Without structured data health monitoring, enterprises discover these failures only after business impact occurs.
Observability shifts detection left — identifying issues before decisions amplify them.
Organizational Implications
Technology alone does not guarantee data reliability.
Clear Ownership of Data Reliability
Responsibility must extend beyond governance councils. Data reliability should have explicit accountability across domains.
Cross-Team Collaboration
Data engineering, analytics, AI teams, and governance functions must coordinate around shared reliability objectives.
Observability Embedded in Workflows
Monitoring should be integrated into development pipelines, not treated as an afterthought. Data teams must design for reliability upfront.
From Reactive to Proactive
Traditional models rely on incident response. Observability enables prevention — detecting drift before impact.
In mature organizations, observability becomes part of operational culture, not just architecture.
Practical Implementation Roadmap
Building observability maturity requires phased execution.
Phase 1 — Establish Baseline Monitoring
- Track freshness and volume
- Identify critical datasets
- Map key lineage dependencies
Phase 2 — Introduce SLAs and Data Contracts
- Define expectations for high-impact datasets
- Assign ownership
- Align contracts with business KPIs
Phase 3 — Implement Anomaly Detection
- Automate distribution monitoring
- Alert on schema drift
- Integrate with incident workflows
Phase 4 — Integrate into AI and Analytics Workflows
- Monitor feature reliability
- Track model input health
- Align observability metrics with AI performance indicators
Over time, observability becomes intrinsic to data reliability, not an overlay.
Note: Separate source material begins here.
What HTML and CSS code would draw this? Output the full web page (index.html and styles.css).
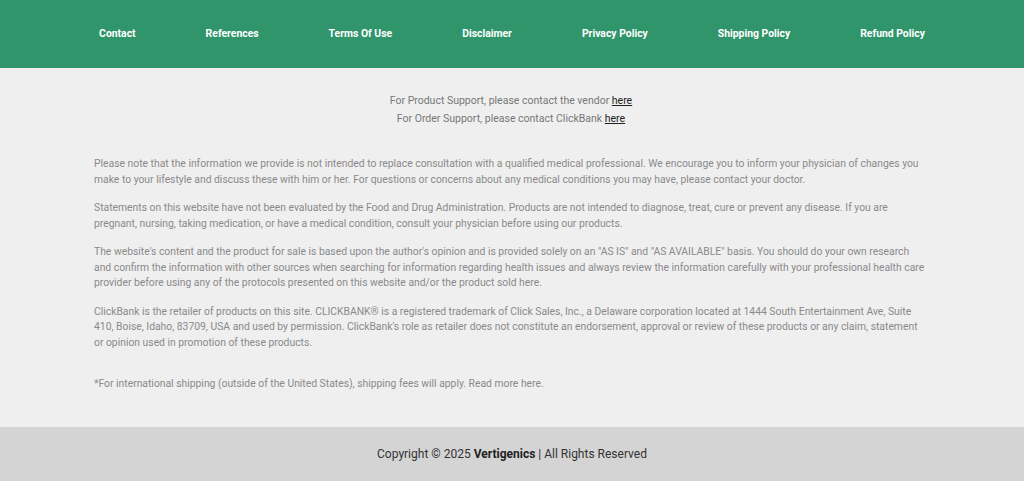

How Apptad Supports Data Reliability and Governance
Enterprises seeking to strengthen data health often need coordinated improvements across engineering, governance, and platform design.
Apptad works with organizations to:
- modernize data engineering and integration architectures
- implement structured governance frameworks
- integrate observability principles into modern data platforms
- enable reliable analytics and AI initiatives on trusted data foundations
The emphasis is on aligning modern data governance with operational execution — ensuring that data systems support both compliance and continuous performance.
From Governance to Operational Trust
Data governance remains essential. But in 2026, it is not enough.
Enterprises now operate in environments where automated systems act on data continuously. In this context, data observability becomes the bridge between policy and performance.
Monitoring data health transforms data from a managed asset into a reliable operational resource. It strengthens AI data reliability, improves decision confidence, and reduces regulatory exposure.
For leaders evaluating their AI-ready data platform, a critical question emerges:
Do you know who owns your data — and do you know whether it is healthy right now?
Observability answers the second question.
And in modern enterprises, that answer determines whether intelligent systems operate with confidence — or drift silently into risk.